> **EXERCISE OBJECTIVE**:
Copy all lines holding the word "with" from the entries.

== SUPPLIED MATERIAL

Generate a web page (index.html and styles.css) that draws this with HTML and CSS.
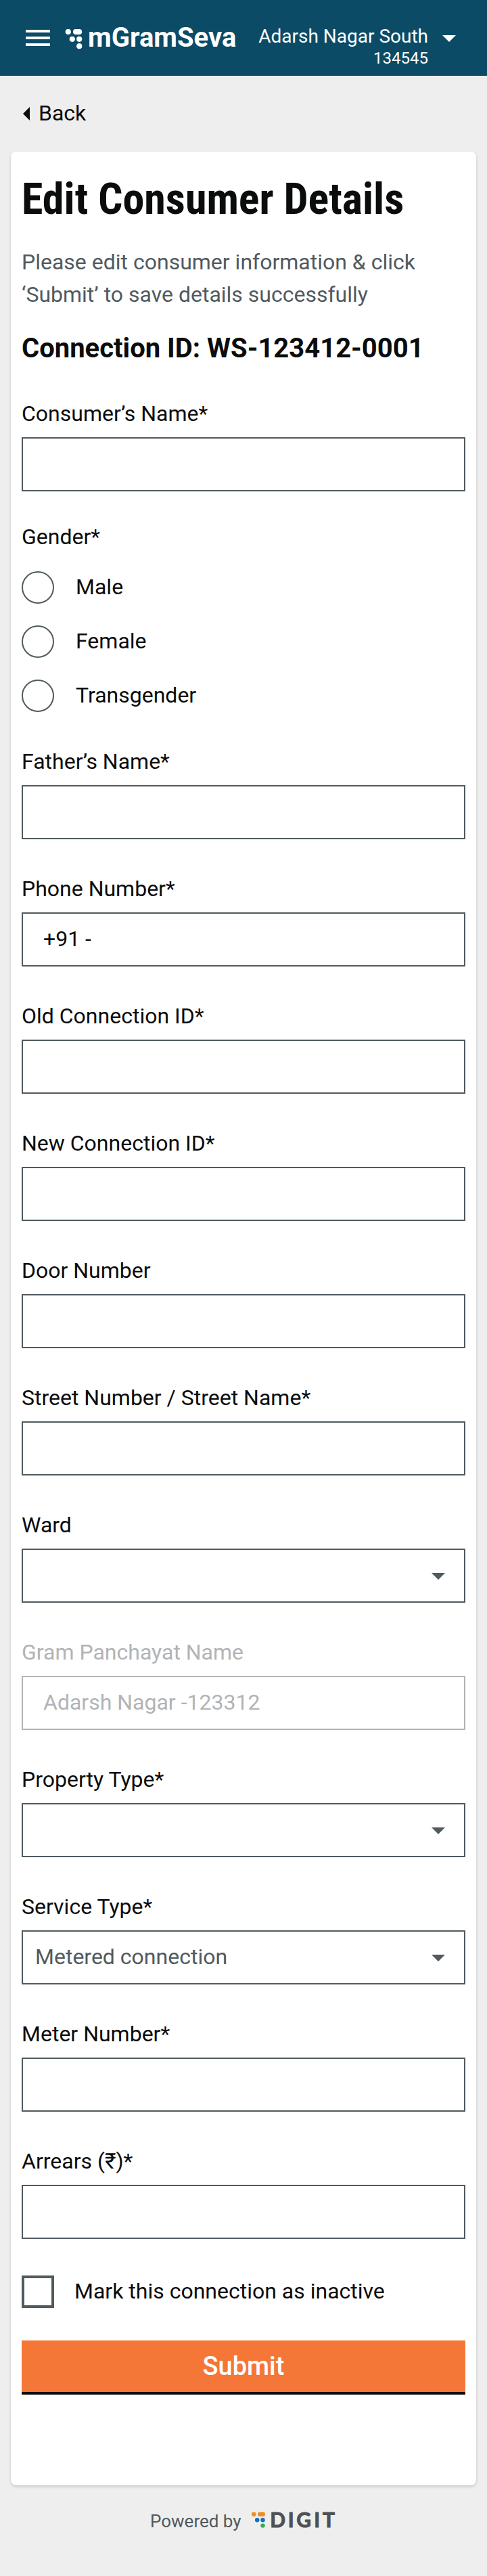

====
== SUPPLIED MATERIAL

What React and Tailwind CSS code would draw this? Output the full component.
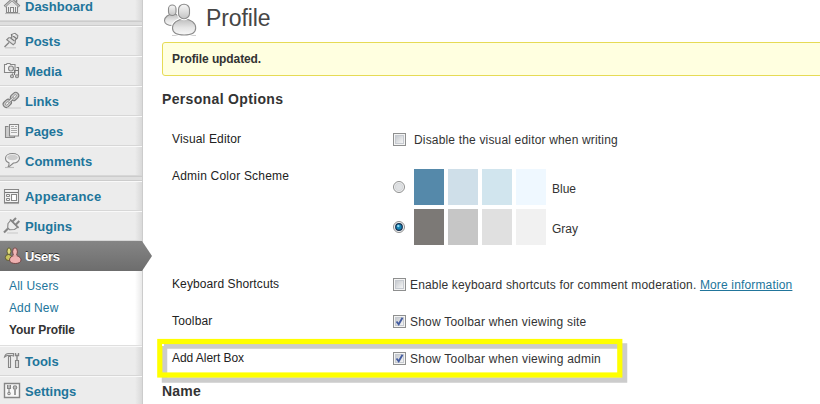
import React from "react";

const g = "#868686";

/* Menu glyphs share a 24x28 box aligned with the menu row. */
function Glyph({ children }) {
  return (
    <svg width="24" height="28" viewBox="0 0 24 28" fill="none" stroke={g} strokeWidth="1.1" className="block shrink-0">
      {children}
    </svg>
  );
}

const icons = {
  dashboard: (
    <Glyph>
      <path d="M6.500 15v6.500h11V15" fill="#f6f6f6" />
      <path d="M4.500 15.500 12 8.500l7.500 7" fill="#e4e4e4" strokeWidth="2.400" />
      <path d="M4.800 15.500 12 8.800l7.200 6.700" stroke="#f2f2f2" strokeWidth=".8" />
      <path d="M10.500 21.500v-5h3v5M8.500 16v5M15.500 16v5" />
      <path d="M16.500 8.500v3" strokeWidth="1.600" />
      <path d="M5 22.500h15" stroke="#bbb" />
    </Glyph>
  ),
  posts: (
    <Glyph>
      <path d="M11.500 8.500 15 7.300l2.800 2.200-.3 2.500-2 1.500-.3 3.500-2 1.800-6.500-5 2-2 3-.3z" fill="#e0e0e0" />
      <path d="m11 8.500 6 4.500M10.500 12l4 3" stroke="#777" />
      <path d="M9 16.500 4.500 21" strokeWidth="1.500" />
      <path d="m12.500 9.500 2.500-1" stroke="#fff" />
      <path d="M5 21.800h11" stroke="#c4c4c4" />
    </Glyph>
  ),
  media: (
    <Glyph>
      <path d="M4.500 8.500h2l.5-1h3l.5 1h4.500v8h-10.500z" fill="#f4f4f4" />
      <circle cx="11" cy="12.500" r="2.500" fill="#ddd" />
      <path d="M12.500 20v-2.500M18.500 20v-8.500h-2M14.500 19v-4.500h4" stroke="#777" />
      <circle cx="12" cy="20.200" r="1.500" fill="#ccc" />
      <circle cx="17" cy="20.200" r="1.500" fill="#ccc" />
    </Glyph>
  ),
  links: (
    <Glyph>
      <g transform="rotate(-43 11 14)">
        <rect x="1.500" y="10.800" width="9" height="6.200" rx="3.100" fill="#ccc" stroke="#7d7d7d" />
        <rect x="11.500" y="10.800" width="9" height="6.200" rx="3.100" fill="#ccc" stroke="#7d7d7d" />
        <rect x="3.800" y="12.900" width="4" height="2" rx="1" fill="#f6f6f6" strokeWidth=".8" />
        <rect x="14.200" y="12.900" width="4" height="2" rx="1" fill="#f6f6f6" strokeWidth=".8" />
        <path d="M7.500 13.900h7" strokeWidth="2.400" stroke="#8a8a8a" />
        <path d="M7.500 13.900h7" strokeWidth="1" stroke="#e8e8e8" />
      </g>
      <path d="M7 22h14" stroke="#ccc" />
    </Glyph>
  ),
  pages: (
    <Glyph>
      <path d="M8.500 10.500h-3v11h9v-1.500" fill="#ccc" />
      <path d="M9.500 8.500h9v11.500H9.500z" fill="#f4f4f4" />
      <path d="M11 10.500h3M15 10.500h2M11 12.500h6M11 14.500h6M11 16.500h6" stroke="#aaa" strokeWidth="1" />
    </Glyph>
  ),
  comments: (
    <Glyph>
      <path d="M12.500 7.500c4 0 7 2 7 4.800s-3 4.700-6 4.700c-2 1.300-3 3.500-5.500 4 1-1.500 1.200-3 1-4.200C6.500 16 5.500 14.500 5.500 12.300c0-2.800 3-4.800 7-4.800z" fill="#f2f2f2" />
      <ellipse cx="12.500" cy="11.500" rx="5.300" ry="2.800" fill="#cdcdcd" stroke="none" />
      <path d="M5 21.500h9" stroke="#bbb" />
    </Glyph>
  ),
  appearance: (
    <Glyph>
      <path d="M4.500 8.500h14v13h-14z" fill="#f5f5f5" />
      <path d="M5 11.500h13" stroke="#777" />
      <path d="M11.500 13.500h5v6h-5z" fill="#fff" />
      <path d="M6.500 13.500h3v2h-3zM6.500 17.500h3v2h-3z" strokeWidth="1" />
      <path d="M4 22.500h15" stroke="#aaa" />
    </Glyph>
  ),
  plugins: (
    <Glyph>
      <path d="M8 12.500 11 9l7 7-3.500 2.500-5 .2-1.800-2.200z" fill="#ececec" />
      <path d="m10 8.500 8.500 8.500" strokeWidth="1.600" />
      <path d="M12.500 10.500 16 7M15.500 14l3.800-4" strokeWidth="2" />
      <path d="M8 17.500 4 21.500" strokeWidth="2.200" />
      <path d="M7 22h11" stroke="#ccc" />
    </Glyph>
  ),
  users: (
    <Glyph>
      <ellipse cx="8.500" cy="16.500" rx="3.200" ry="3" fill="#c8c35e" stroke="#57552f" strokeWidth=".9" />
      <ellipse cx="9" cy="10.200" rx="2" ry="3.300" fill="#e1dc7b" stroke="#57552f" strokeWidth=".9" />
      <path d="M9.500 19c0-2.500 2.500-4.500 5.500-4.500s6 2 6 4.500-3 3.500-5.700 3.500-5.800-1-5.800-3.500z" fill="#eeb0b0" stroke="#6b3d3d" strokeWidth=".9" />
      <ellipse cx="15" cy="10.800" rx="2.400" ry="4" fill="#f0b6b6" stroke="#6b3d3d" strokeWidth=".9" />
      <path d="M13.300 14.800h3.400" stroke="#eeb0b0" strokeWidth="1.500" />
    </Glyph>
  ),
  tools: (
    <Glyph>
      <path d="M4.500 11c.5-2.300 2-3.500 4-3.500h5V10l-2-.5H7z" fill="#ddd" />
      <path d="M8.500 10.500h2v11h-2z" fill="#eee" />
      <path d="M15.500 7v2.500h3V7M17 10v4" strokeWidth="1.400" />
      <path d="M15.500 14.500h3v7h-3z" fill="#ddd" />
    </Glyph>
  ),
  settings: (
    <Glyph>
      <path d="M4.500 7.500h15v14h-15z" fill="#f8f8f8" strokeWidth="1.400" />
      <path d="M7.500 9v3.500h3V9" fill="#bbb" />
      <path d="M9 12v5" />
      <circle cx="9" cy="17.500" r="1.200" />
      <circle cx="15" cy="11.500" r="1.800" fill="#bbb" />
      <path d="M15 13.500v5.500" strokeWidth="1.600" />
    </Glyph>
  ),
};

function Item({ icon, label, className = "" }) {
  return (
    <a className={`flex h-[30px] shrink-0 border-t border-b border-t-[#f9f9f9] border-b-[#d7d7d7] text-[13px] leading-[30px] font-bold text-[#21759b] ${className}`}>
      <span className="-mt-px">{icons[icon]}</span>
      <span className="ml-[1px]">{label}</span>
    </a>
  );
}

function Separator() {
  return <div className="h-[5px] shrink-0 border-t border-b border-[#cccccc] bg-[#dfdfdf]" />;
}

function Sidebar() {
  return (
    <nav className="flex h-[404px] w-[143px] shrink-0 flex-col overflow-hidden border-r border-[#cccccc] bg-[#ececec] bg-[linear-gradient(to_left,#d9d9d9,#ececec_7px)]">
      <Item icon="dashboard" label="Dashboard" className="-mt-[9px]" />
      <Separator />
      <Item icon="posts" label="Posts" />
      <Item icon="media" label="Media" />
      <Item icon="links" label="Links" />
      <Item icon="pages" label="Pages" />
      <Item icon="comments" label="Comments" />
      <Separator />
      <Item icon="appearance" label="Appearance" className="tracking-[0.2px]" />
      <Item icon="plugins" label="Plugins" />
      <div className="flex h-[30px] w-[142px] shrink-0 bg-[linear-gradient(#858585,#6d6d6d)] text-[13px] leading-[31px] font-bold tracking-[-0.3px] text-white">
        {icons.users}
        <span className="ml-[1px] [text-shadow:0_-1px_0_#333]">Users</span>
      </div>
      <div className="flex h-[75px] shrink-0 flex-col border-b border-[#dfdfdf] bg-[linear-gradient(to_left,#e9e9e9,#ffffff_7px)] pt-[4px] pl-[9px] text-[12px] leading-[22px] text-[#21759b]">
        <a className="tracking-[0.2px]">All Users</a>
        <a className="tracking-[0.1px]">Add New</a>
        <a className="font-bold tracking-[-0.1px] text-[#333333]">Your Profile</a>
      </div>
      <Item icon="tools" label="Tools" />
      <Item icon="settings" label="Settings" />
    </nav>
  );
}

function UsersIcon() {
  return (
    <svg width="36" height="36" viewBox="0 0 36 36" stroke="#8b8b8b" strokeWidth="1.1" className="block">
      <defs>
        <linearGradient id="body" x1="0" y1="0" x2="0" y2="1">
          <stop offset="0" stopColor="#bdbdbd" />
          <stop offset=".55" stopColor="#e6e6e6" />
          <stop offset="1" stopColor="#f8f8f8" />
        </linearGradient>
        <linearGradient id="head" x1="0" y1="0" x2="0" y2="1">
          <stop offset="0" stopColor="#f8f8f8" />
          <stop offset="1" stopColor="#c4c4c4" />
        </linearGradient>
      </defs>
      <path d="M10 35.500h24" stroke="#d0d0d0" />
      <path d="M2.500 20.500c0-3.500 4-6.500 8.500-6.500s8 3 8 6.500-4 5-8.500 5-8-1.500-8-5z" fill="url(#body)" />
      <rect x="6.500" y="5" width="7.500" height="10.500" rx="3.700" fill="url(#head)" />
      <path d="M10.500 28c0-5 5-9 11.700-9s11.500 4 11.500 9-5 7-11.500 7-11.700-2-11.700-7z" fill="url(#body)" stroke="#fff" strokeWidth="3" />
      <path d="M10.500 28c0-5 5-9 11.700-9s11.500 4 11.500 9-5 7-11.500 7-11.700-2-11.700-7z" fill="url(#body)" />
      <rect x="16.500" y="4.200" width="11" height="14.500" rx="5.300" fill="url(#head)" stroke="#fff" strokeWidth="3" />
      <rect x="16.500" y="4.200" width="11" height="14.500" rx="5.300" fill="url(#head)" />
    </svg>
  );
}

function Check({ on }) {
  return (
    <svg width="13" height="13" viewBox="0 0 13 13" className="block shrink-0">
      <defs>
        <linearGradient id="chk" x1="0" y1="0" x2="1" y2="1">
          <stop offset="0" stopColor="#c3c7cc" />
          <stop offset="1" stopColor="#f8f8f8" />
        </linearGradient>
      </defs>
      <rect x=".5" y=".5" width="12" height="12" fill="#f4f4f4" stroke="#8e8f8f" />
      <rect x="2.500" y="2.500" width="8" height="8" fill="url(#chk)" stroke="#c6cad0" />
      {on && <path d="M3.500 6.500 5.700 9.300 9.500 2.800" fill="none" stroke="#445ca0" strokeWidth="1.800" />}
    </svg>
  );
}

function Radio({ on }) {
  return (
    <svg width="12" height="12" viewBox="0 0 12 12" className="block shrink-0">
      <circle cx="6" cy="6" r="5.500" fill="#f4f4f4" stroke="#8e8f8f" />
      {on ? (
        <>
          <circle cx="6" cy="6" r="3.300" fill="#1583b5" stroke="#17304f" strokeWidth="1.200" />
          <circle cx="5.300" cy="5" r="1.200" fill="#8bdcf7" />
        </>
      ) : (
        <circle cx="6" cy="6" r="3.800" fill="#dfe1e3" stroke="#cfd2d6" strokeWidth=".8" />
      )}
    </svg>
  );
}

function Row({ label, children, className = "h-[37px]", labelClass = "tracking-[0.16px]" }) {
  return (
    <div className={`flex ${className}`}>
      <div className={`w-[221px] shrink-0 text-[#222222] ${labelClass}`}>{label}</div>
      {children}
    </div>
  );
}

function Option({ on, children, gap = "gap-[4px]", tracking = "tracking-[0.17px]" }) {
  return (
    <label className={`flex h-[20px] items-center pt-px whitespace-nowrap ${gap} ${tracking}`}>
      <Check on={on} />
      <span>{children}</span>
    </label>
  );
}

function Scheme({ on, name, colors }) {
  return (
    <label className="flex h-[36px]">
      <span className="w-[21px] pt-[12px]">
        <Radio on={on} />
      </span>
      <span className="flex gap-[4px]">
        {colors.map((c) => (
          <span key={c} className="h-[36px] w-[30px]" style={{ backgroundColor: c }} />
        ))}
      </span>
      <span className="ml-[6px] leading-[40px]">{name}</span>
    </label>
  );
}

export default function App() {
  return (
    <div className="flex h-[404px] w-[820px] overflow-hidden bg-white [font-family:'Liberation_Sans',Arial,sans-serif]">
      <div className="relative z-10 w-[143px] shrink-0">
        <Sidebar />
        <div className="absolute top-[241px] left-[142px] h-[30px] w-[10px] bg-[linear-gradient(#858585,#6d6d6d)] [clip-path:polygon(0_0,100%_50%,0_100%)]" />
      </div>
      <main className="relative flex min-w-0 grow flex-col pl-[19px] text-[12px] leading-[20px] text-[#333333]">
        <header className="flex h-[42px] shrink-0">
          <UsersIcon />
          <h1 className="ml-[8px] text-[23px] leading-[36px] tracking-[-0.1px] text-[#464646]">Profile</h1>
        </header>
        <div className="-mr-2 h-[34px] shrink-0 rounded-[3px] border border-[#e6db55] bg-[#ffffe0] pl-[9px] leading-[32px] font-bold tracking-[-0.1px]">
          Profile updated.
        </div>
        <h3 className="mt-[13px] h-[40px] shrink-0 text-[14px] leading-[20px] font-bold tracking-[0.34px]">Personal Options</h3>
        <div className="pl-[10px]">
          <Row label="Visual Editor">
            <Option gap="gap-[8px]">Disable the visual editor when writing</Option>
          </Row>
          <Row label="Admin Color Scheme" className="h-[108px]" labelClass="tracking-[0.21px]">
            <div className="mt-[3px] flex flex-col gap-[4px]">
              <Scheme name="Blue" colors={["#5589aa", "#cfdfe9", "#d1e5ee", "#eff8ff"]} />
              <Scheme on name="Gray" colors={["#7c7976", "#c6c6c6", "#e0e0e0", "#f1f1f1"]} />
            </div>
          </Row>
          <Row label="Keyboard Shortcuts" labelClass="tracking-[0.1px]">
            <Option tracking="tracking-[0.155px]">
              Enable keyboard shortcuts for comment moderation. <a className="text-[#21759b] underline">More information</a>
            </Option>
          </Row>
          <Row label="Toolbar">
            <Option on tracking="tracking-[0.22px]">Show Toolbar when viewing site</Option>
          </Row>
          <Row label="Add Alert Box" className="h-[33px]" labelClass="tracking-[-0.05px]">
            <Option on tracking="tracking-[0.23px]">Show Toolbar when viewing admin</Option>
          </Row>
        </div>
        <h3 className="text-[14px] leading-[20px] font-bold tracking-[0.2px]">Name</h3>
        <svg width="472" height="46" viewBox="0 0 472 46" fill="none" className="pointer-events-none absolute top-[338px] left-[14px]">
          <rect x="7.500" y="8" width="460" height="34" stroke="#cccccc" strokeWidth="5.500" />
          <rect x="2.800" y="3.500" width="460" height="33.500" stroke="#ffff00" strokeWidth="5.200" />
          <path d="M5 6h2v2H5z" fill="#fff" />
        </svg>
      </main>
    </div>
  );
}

====

> **PROBLEM SOLUTION**:
Generate a web page (index.html and styles.css) that draws this with HTML and CSS.
/* Menu glyphs share a 24x28 box aligned with the menu row. */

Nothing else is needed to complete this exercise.